«Camper addio, ora ho una casa vera»

«La miseria rende l’uomo libero». Angelo fruga nella tasca dei pantaloni e tira fuori un mazzo di chiavi. Lo guarda ancora incredulo, prende un respiro e poi esulta: «Questa è casa mia, sono io il padrone qui». Sessantanove anni, pensionato milanese. Lo avevamo trovato a gennaio nel suo camper parcheggiato davanti alla Cardinal Ferrari dove viveva da sei anni in attesa di ricevere un alloggio popolare. Avevamo raccontato la sua storia e quella dei suoi compagni di strada. Tutti italiani, ex lavoratori, rimasti per una ragione o per l’altra senza una casa e senza il denaro sufficiente per potersi pagare un affitto. Iscritti alle liste del Comune, ci avevano detto che non riuscivano mai a scalare quella dannata graduatoria: troppo ricchi per colpa della pensione, a confronto dei nullatenenti, gli stranieri per intenderci. Ma dopo l’uscita dell’articolo, gli assistenti dell’Aler sono andati a cercare Angelo e gli hanno dato una casa.
«Eravamo andati là qualche mese prima con una copia del Giornale dicendo che ai marocchini davano le case e ai milanesi no. Qualche tempo dopo sono venuti a cercarmi. Hanno bussato al mio camper e mi hanno dato le chiavi dell’appartamento». Via Palmieri 10, scala D, piano rialzato. Un trilocale, soggiorno, camera da letto, bagno e un balconcino che dà sul retro del palazzo. «Qui ci voglio mettere un tavolo e la panca per mangiare. Là nell’angolo la televisione. Ah già, poi devo fare anche le mensole». Angelo cammina per la stanza emozionato come un bambino. Gli brillano gli occhi e quasi non ci crede che questa fortuna possa essere capitata proprio a lui. «Quando l’ho raccontato ai miei compagni, volevano venire anche loro. Ma io gli ho risposto, la casa è sacra, come la moglie. Non si tocca». Va bene, va bene. Appena finiranno i lavori in casa, farà una grande festa e li inviterà tutti a cena, promette il pensionato. Prende un paio di pinze in mano e stringe gli allacci del gas. «Li ho fatti io, cosa credi? Ho già collegato tutto».
Nella camera da letto c’è un materasso gonfiabile, quello per andare in mare. Una soluzione provvisoria, si capisce. «Ho già studiato tutto: le assi di legno sono sul balconcino.
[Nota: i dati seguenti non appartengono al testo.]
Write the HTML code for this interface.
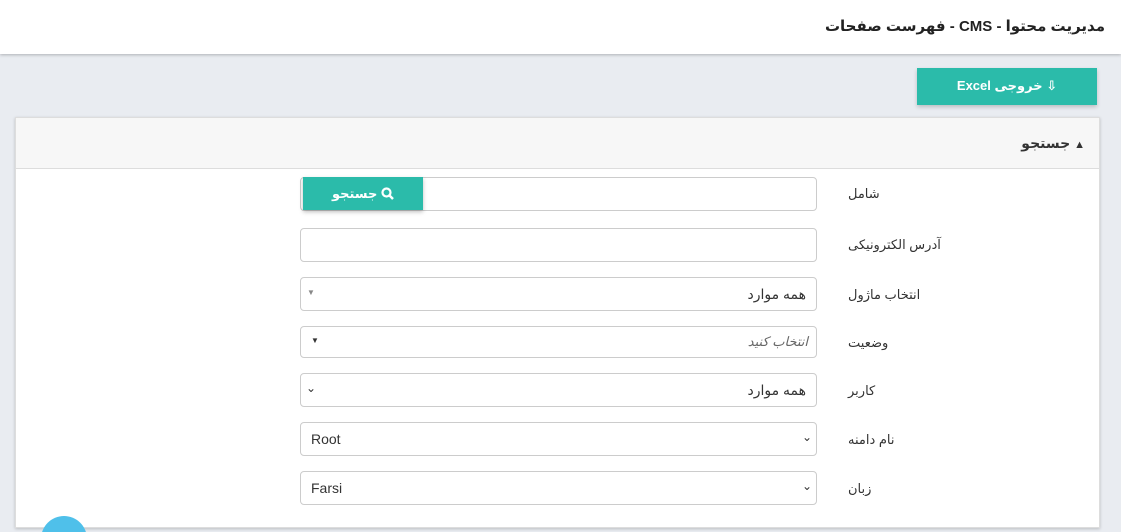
<!DOCTYPE html>
<html><head><meta charset="utf-8"><style>
*{box-sizing:border-box;margin:0;padding:0}
html{width:1126px;height:532px;overflow:hidden}
body{width:1126px;height:532px;overflow:hidden;background:#e9ecf1;font-family:"Liberation Sans","DejaVu Sans",sans-serif;position:relative;font-size:13px;color:#333}
.hdr{position:absolute;left:0;top:0;width:1121px;height:54px;background:#fff;box-shadow:0 1px 3px rgba(0,0,0,.25)}
.hdr span{position:absolute;right:16px;top:17px;font-size:15px;font-weight:bold;color:#222;direction:rtl}
.rbar{position:absolute;left:1121px;top:0;width:5px;height:532px;background:#fff}
.xl{position:absolute;left:917px;top:68px;width:180px;height:37px;background:#2bbbaa;color:#fff;font-weight:bold;font-size:13px;text-align:center;line-height:36px;box-shadow:0 2px 4px rgba(0,0,0,.2)}
.panel{position:absolute;left:15px;top:117px;width:1085px;height:411px;background:#fff;border:1px solid #ddd;box-shadow:0 1px 3px rgba(0,0,0,.2)}
.ph{height:51px;background:#f7f7f7;border-bottom:1px solid #ddd;position:relative}
.ph span{position:absolute;right:14px;top:17px;font-size:14px;font-weight:bold;direction:rtl}
.lbl{position:absolute;left:848px;font-size:13px;direction:rtl;white-space:nowrap}
.in{position:absolute;left:300px;width:517px;border:1px solid #ccc;border-radius:4px;background:#fff;font-size:14px}
.btn{position:absolute;left:303px;top:177px;width:120px;height:33px;background:#2bbbaa;color:#fff;font-weight:bold;text-align:center;line-height:33px;box-shadow:0 2px 4px rgba(0,0,0,.25)}
.cw{position:absolute;left:41px;top:516px;width:46px;height:16px;overflow:hidden}
.circ{width:46px;height:46px;border-radius:50%;background:#4fc0ea}
</style></head><body>
<div class="hdr"><span>مدیریت محتوا - CMS - فهرست صفحات</span></div>
<div class="rbar"></div>
<div class="xl"><span dir="rtl"><b>⇩</b> خروجی Excel</span></div>
<div class="panel"><div class="ph"><span><span style="position:static;font-size:11px">▲</span> جستجو</span></div></div>

<div class="in" style="top:177px;height:34px"></div>
<div class="btn"><span dir="rtl"><svg width="13" height="13" viewBox="0 0 13 13" style="vertical-align:-2px"><circle cx="5.5" cy="5.5" r="4" fill="none" stroke="#fff" stroke-width="2.2"/><path d="M8.5 8.5L12 12" stroke="#fff" stroke-width="2.5"/></svg> جستجو</span></div>
<div class="lbl" style="top:186px">شامل</div>

<div class="in" style="top:228px;height:34px"></div>
<div class="lbl" style="top:237px">آدرس الکترونیکی</div>

<div class="in" style="top:277px;height:34px"><span style="position:absolute;right:10px;top:8px;direction:rtl">همه موارد</span><span style="position:absolute;left:6px;top:10px;font-size:8px;color:#888">▼</span></div>
<div class="lbl" style="top:287px">انتخاب ماژول</div>

<div class="in" style="top:326px;height:32px"><span style="position:absolute;right:8px;top:7px;direction:rtl;font-style:italic;color:#666;font-size:13px">انتخاب کنید</span><span style="position:absolute;left:10px;top:9px;font-size:8px;color:#333">▼</span></div>
<div class="lbl" style="top:335px">وضعیت</div>

<div class="in" style="top:373px;height:34px"><span style="position:absolute;right:10px;top:8px;direction:rtl">همه موارد</span><span style="position:absolute;left:5px;top:7px;font-size:12px;color:#333">⌄</span></div>
<div class="lbl" style="top:383px">کاربر</div>

<div class="in" style="top:422px;height:34px"><span style="position:absolute;left:10px;top:8px">Root</span><span style="position:absolute;right:4px;top:7px;font-size:12px">⌄</span></div>
<div class="lbl" style="top:432px">نام دامنه</div>

<div class="in" style="top:471px;height:34px"><span style="position:absolute;left:10px;top:8px">Farsi</span><span style="position:absolute;right:4px;top:7px;font-size:12px">⌄</span></div>
<div class="lbl" style="top:481px">زبان</div>

<div class="cw"><div class="circ"></div></div>
</body></html>
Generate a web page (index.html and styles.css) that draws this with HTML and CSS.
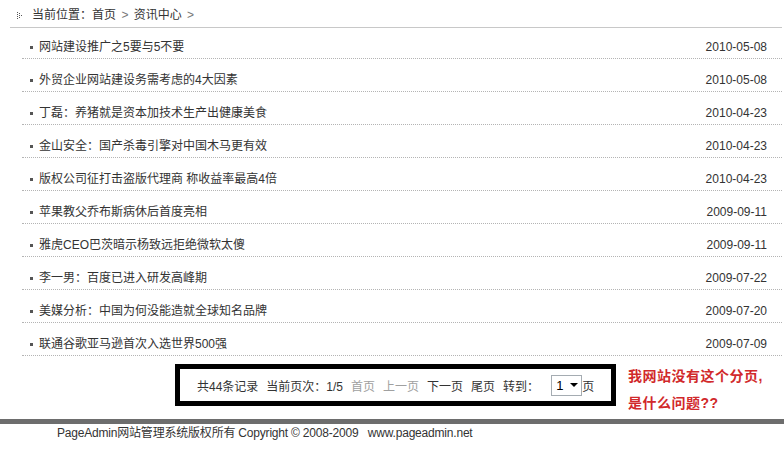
FILE: index.html
```html
<!DOCTYPE html>
<html lang="zh-CN">
<head>
    <meta charset="UTF-8">
    <title>资讯中心</title>
    <link rel="stylesheet" href="styles.css">
</head>
<body>
    <div class="crumb">
        <svg class="crumb-icon" width="5" height="8" viewBox="0 0 5 8">
            <rect x="0" y="0" width="1" height="1"/><rect x="0" y="2" width="1" height="1"/>
            <rect x="0" y="4" width="1" height="1"/><rect x="0" y="6" width="1" height="1"/>
            <rect x="2" y="1" width="1" height="1"/><rect x="2" y="3" width="1" height="1"/>
            <rect x="2" y="5" width="1" height="1"/><rect x="4" y="3" width="1" height="1"/>
        </svg><span class="crumb-text">当前位置：<a href="#">首页</a> <span class="sep">&gt;</span> <a href="#">资讯中心</a> <span class="sep">&gt;</span></span>
    </div>

    <ul class="news">
        <li><a href="#">网站建设推广之5要与5不要</a><span class="date">2010-05-08</span></li>
        <li><a href="#">外贸企业网站建设务需考虑的4大因素</a><span class="date">2010-05-08</span></li>
        <li><a href="#">丁磊：养猪就是资本加技术生产出健康美食</a><span class="date">2010-04-23</span></li>
        <li><a href="#">金山安全：国产杀毒引擎对中国木马更有效</a><span class="date">2010-04-23</span></li>
        <li><a href="#">版权公司征打击盗版代理商 称收益率最高4倍</a><span class="date">2010-04-23</span></li>
        <li><a href="#">苹果教父乔布斯病休后首度亮相</a><span class="date">2009-09-11</span></li>
        <li><a href="#">雅虎CEO巴茨暗示杨致远拒绝微软太傻</a><span class="date">2009-09-11</span></li>
        <li><a href="#">李一男：百度已进入研发高峰期</a><span class="date">2009-07-22</span></li>
        <li><a href="#">美媒分析：中国为何没能造就全球知名品牌</a><span class="date">2009-07-20</span></li>
        <li><a href="#">联通谷歌亚马逊首次入选世界500强</a><span class="date">2009-07-09</span></li>
    </ul>

    <div class="pager-row">
        <div class="pager">
            <span class="pg-item">共44条记录</span>
            <span class="pg-item">当前页次：1/5</span>
            <span class="pg-item off">首页</span>
            <span class="pg-item off">上一页</span>
            <a class="pg-item" href="#">下一页</a>
            <a class="pg-item" href="#">尾页</a>
            <span class="pg-jump">转到：</span>
            <span class="pg-select">1<i class="arrow"></i></span>页
        </div>
        <div class="note">我网站没有这个分页,<br>是什么问题??</div>
    </div>

    <div class="footer">PageAdmin网站管理系统版权所有 Copyright © 2008-2009 &nbsp;&nbsp;www.pageadmin.net</div>
</body>
</html>
```

FILE: styles.css
```css
body {
    margin: 0;
    font-family: "Liberation Sans", "Noto Sans CJK SC", sans-serif;
    font-size: 12px;
    color: #333;
    background: #fff;
}

a {
    color: #333;
    text-decoration: none;
}

.crumb {
    height: 22px;
    padding: 5px 0 0 7px;
    margin: 0 2px 0 10px;
    line-height: 20px;
    border-bottom: 1px solid #c8c8c8;
}

.crumb-icon {
    fill: #555;
    margin-right: 10px;
    vertical-align: -1px;
}

.sep {
    color: #777;
    margin: 0 2px;
}

.news {
    list-style: none;
    margin: -2px 2px 0 22px;
    padding: 0;
}

.news li {
    display: flex;
    align-items: center;
    height: 20px;
    padding: 11px 15px 1px 0;
    line-height: 20px;
    border-bottom: 1px dotted #b4b4b4;
}

.news li::before {
    content: "";
    width: 3px;
    height: 3px;
    background: #555;
    margin: 1px 6px 0 8px;
}

.date {
    margin-left: auto;
}

.pager-row {
    display: flex;
    align-items: flex-start;
    margin-top: 8px;
    padding-left: 175px;
}

.pager {
    width: 414px;
    height: 32px;
    padding-left: 17px;
    border: 5px solid #000;
    display: flex;
    align-items: center;
    white-space: nowrap;
}

.pg-item {
    margin-right: 8px;
}

.pg-item.off {
    color: #a0a0a0;
}

.pg-jump {
    margin-right: 12px;
}

.pg-select {
    height: 19px;
    width: 25px;
    padding-left: 4px;
    border: 1px solid #a5acb2;
    display: inline-flex;
    align-items: center;
    font-size: 13px;
    color: #000;
}

.arrow {
    margin-left: 7px;
    width: 0;
    height: 0;
    border-left: 4px solid transparent;
    border-right: 4px solid transparent;
    border-top: 4px solid #000;
}

.note {
    margin: -1px 0 0 12px;
    font-size: 14px;
    font-weight: bold;
    letter-spacing: 0.5px;
    line-height: 27px;
    color: #d1292b;
}

.footer {
    margin-top: 2px;
    border-top: 5px solid #6d6d6d;
    padding-left: 57px;
    line-height: 18px;
    letter-spacing: -0.2px;
}
```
Faccio una cassapanca e poi costruisco le doghe». Il resto delle sue cose, quelle buone, sono nel solaio della sua ex casa, quella buona in via Castelbarco. Deve ancora andare e prendere tutto ciò che gli serve. E poi ci sono i vestiti che sono rimasti là davanti alla Cardinal Ferrari, nel camper, stipati fra il cruscotto e un paio di armadietti. «Faccio avanti e indietro dalla mensa a casa. Ci metto dieci minuti con il tram. Più comodo di così...».
Dà un’ultima occhiata alla casa, guarda fuori dalla finestra e sorride.

«Chi se lo sarebbe mai aspettato di vivere in un posto così, dopo sei anni in strada?». Prima di uscire, Angelo controlla nella tasca dei pantaloni, vuole sentire se ci sono ancora quelle chiavi o se è soltanto un sogno. Le prende in mano e tira un sospiro di sollievo. «È tutto vero».